**Exercise goal:** The data below should be printed in full, exactly, and without any of its images.
>> START
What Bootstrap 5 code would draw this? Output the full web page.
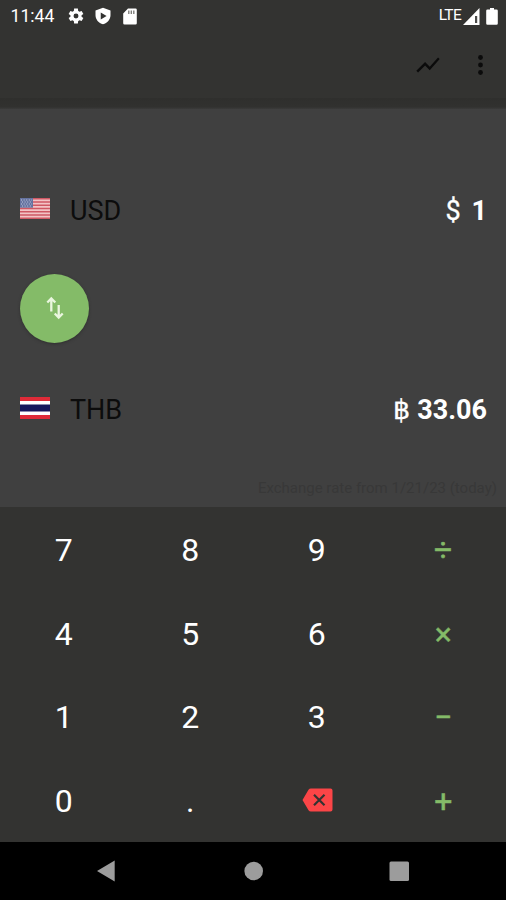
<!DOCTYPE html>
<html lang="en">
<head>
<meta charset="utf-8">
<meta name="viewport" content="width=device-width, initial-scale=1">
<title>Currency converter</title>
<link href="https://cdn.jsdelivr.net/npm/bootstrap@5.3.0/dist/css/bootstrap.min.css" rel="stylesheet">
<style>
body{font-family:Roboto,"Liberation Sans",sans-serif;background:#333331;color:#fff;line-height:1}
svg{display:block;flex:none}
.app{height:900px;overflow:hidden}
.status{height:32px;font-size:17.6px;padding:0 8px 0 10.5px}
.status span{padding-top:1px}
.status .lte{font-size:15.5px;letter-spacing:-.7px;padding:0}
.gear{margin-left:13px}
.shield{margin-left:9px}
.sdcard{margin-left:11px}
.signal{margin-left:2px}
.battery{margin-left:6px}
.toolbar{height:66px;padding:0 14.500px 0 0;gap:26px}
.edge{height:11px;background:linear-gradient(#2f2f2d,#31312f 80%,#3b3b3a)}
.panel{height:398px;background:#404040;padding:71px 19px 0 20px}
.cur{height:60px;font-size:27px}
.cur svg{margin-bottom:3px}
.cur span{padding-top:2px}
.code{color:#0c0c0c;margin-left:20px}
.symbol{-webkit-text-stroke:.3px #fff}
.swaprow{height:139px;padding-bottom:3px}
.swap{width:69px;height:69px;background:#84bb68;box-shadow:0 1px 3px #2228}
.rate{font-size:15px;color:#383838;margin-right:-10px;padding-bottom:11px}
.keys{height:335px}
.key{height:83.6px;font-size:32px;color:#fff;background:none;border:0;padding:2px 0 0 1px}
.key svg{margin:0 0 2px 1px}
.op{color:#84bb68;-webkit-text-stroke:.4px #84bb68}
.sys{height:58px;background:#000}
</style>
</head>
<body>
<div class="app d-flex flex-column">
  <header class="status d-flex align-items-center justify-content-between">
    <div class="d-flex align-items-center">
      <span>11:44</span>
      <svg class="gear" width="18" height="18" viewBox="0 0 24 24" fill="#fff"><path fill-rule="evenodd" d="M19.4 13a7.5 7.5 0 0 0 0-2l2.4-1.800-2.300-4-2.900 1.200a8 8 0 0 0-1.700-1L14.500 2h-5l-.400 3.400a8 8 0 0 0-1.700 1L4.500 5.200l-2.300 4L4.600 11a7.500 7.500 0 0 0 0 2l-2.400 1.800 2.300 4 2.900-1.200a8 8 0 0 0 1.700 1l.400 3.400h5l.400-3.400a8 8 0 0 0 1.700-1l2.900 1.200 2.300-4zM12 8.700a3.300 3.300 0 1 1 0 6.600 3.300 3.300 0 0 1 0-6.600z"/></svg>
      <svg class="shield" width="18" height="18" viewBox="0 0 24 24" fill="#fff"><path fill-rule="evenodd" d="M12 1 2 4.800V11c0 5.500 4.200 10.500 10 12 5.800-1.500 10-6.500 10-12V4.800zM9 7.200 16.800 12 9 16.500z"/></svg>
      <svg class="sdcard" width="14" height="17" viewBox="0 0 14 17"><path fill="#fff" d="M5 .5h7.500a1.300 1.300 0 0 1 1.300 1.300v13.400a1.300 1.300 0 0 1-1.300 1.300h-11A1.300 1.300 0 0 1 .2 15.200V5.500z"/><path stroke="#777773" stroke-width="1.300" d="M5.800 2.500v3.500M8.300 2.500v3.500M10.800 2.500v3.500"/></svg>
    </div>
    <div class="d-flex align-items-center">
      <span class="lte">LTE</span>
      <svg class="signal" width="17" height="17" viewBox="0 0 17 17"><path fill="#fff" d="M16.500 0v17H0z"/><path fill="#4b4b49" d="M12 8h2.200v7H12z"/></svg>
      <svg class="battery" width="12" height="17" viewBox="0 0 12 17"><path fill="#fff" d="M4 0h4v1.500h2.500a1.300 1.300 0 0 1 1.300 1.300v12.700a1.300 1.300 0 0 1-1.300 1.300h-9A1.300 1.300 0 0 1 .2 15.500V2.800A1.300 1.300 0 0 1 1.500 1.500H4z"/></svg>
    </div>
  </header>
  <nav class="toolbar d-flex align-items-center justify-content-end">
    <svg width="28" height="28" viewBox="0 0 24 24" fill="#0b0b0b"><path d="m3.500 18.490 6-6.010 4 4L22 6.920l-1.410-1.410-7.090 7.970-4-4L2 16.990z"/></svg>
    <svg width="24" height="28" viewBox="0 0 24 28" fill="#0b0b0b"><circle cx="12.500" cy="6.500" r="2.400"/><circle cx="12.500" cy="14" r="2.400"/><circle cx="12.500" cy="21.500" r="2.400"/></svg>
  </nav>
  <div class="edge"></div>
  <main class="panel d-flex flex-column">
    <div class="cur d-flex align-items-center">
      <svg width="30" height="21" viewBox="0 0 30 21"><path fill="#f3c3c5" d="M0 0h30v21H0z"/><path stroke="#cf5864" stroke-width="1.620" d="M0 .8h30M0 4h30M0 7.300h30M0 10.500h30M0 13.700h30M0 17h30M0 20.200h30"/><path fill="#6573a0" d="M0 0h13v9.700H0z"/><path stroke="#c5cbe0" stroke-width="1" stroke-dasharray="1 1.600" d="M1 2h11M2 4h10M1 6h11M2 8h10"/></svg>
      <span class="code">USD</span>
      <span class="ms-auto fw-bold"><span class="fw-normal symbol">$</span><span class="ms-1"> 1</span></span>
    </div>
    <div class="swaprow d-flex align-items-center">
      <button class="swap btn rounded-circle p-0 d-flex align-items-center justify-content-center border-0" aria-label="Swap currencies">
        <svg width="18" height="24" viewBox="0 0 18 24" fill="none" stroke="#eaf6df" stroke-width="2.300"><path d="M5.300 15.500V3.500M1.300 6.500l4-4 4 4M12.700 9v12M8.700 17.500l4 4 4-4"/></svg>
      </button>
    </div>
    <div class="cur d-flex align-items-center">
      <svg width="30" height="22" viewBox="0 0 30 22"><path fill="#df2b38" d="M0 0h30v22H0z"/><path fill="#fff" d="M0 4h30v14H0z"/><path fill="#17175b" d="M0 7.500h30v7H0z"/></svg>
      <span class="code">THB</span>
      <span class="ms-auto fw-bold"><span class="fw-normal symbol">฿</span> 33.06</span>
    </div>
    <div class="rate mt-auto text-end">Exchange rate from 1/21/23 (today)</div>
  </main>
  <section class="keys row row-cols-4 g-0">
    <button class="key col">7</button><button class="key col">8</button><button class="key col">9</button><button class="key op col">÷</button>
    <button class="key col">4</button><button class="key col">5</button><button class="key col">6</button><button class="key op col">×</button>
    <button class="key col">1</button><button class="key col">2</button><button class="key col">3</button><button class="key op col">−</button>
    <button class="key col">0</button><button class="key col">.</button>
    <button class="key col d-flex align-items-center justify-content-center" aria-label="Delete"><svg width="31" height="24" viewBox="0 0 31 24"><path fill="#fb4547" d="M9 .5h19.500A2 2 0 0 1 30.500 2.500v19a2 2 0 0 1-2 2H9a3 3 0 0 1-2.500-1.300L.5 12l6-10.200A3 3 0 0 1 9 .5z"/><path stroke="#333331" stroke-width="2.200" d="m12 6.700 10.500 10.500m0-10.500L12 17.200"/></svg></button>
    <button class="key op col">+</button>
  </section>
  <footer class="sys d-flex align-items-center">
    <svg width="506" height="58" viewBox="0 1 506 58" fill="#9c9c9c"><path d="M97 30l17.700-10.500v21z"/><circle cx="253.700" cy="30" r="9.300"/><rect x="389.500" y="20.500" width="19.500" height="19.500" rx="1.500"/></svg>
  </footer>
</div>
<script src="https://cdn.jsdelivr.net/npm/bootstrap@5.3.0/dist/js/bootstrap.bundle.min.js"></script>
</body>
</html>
>> END
**Solution:**
What Bootstrap 5 code would draw this? Output the full web page.
<!DOCTYPE html>
<html lang="en">
<head>
<meta charset="utf-8">
<meta name="viewport" content="width=device-width, initial-scale=1">
<title>Currency converter</title>
<link href="https://cdn.jsdelivr.net/npm/bootstrap@5.3.0/dist/css/bootstrap.min.css" rel="stylesheet">
<style>
body{font-family:Roboto,"Liberation Sans",sans-serif;background:#333331;color:#fff;line-height:1}
svg{display:block;flex:none}
.app{height:900px;overflow:hidden}
.status{height:32px;font-size:17.6px;padding:0 8px 0 10.5px}
.status span{padding-top:1px}
.status .lte{font-size:15.5px;letter-spacing:-.7px;padding:0}
.gear{margin-left:13px}
.shield{margin-left:9px}
.sdcard{margin-left:11px}
.signal{margin-left:2px}
.battery{margin-left:6px}
.toolbar{height:66px;padding:0 14.500px 0 0;gap:26px}
.edge{height:11px;background:linear-gradient(#2f2f2d,#31312f 80%,#3b3b3a)}
.panel{height:398px;background:#404040;padding:71px 19px 0 20px}
.cur{height:60px;font-size:27px}
.cur svg{margin-bottom:3px}
.cur span{padding-top:2px}
.code{color:#0c0c0c;margin-left:20px}
.symbol{-webkit-text-stroke:.3px #fff}
.swaprow{height:139px;padding-bottom:3px}
.swap{width:69px;height:69px;background:#84bb68;box-shadow:0 1px 3px #2228}
.rate{font-size:15px;color:#383838;margin-right:-10px;padding-bottom:11px}
.keys{height:335px}
.key{height:83.6px;font-size:32px;color:#fff;background:none;border:0;padding:2px 0 0 1px}
.key svg{margin:0 0 2px 1px}
.op{color:#84bb68;-webkit-text-stroke:.4px #84bb68}
.sys{height:58px;background:#000}
</style>
</head>
<body>
<div class="app d-flex flex-column">
  <header class="status d-flex align-items-center justify-content-between">
    <div class="d-flex align-items-center">
      <span>11:44</span>
      <svg class="gear" width="18" height="18" viewBox="0 0 24 24" fill="#fff"><path fill-rule="evenodd" d="M19.4 13a7.5 7.5 0 0 0 0-2l2.4-1.800-2.300-4-2.900 1.200a8 8 0 0 0-1.700-1L14.500 2h-5l-.400 3.400a8 8 0 0 0-1.700 1L4.500 5.200l-2.300 4L4.600 11a7.500 7.500 0 0 0 0 2l-2.400 1.800 2.300 4 2.900-1.200a8 8 0 0 0 1.700 1l.400 3.400h5l.400-3.400a8 8 0 0 0 1.700-1l2.900 1.200 2.300-4zM12 8.700a3.300 3.300 0 1 1 0 6.600 3.300 3.300 0 0 1 0-6.600z"/></svg>
      <svg class="shield" width="18" height="18" viewBox="0 0 24 24" fill="#fff"><path fill-rule="evenodd" d="M12 1 2 4.800V11c0 5.500 4.200 10.500 10 12 5.800-1.500 10-6.500 10-12V4.800zM9 7.200 16.800 12 9 16.500z"/></svg>
      <svg class="sdcard" width="14" height="17" viewBox="0 0 14 17"><path fill="#fff" d="M5 .5h7.500a1.300 1.300 0 0 1 1.300 1.300v13.400a1.300 1.300 0 0 1-1.300 1.300h-11A1.300 1.300 0 0 1 .2 15.200V5.500z"/><path stroke="#777773" stroke-width="1.300" d="M5.800 2.500v3.500M8.300 2.500v3.500M10.800 2.500v3.500"/></svg>
    </div>
    <div class="d-flex align-items-center">
      <span class="lte">LTE</span>
      <svg class="signal" width="17" height="17" viewBox="0 0 17 17"><path fill="#fff" d="M16.500 0v17H0z"/><path fill="#4b4b49" d="M12 8h2.200v7H12z"/></svg>
      <svg class="battery" width="12" height="17" viewBox="0 0 12 17"><path fill="#fff" d="M4 0h4v1.500h2.500a1.300 1.300 0 0 1 1.300 1.300v12.700a1.300 1.300 0 0 1-1.300 1.300h-9A1.300 1.300 0 0 1 .2 15.500V2.800A1.300 1.300 0 0 1 1.500 1.500H4z"/></svg>
    </div>
  </header>
  <nav class="toolbar d-flex align-items-center justify-content-end">
    <svg width="28" height="28" viewBox="0 0 24 24" fill="#0b0b0b"><path d="m3.500 18.490 6-6.010 4 4L22 6.920l-1.410-1.410-7.090 7.970-4-4L2 16.990z"/></svg>
    <svg width="24" height="28" viewBox="0 0 24 28" fill="#0b0b0b"><circle cx="12.500" cy="6.500" r="2.400"/><circle cx="12.500" cy="14" r="2.400"/><circle cx="12.500" cy="21.500" r="2.400"/></svg>
  </nav>
  <div class="edge"></div>
  <main class="panel d-flex flex-column">
    <div class="cur d-flex align-items-center">
      <svg width="30" height="21" viewBox="0 0 30 21"><path fill="#f3c3c5" d="M0 0h30v21H0z"/><path stroke="#cf5864" stroke-width="1.620" d="M0 .8h30M0 4h30M0 7.300h30M0 10.500h30M0 13.700h30M0 17h30M0 20.200h30"/><path fill="#6573a0" d="M0 0h13v9.700H0z"/><path stroke="#c5cbe0" stroke-width="1" stroke-dasharray="1 1.600" d="M1 2h11M2 4h10M1 6h11M2 8h10"/></svg>
      <span class="code">USD</span>
      <span class="ms-auto fw-bold"><span class="fw-normal symbol">$</span><span class="ms-1"> 1</span></span>
    </div>
    <div class="swaprow d-flex align-items-center">
      <button class="swap btn rounded-circle p-0 d-flex align-items-center justify-content-center border-0" aria-label="Swap currencies">
        <svg width="18" height="24" viewBox="0 0 18 24" fill="none" stroke="#eaf6df" stroke-width="2.300"><path d="M5.300 15.500V3.500M1.300 6.500l4-4 4 4M12.700 9v12M8.700 17.500l4 4 4-4"/></svg>
      </button>
    </div>
    <div class="cur d-flex align-items-center">
      <svg width="30" height="22" viewBox="0 0 30 22"><path fill="#df2b38" d="M0 0h30v22H0z"/><path fill="#fff" d="M0 4h30v14H0z"/><path fill="#17175b" d="M0 7.500h30v7H0z"/></svg>
      <span class="code">THB</span>
      <span class="ms-auto fw-bold"><span class="fw-normal symbol">฿</span> 33.06</span>
    </div>
    <div class="rate mt-auto text-end">Exchange rate from 1/21/23 (today)</div>
  </main>
  <section class="keys row row-cols-4 g-0">
    <button class="key col">7</button><button class="key col">8</button><button class="key col">9</button><button class="key op col">÷</button>
    <button class="key col">4</button><button class="key col">5</button><button class="key col">6</button><button class="key op col">×</button>
    <button class="key col">1</button><button class="key col">2</button><button class="key col">3</button><button class="key op col">−</button>
    <button class="key col">0</button><button class="key col">.</button>
    <button class="key col d-flex align-items-center justify-content-center" aria-label="Delete"><svg width="31" height="24" viewBox="0 0 31 24"><path fill="#fb4547" d="M9 .5h19.500A2 2 0 0 1 30.500 2.500v19a2 2 0 0 1-2 2H9a3 3 0 0 1-2.500-1.300L.5 12l6-10.200A3 3 0 0 1 9 .5z"/><path stroke="#333331" stroke-width="2.200" d="m12 6.700 10.500 10.500m0-10.500L12 17.200"/></svg></button>
    <button class="key op col">+</button>
  </section>
  <footer class="sys d-flex align-items-center">
    <svg width="506" height="58" viewBox="0 1 506 58" fill="#9c9c9c"><path d="M97 30l17.700-10.500v21z"/><circle cx="253.700" cy="30" r="9.300"/><rect x="389.500" y="20.500" width="19.500" height="19.500" rx="1.500"/></svg>
  </footer>
</div>
<script src="https://cdn.jsdelivr.net/npm/bootstrap@5.3.0/dist/js/bootstrap.bundle.min.js"></script>
</body>
</html>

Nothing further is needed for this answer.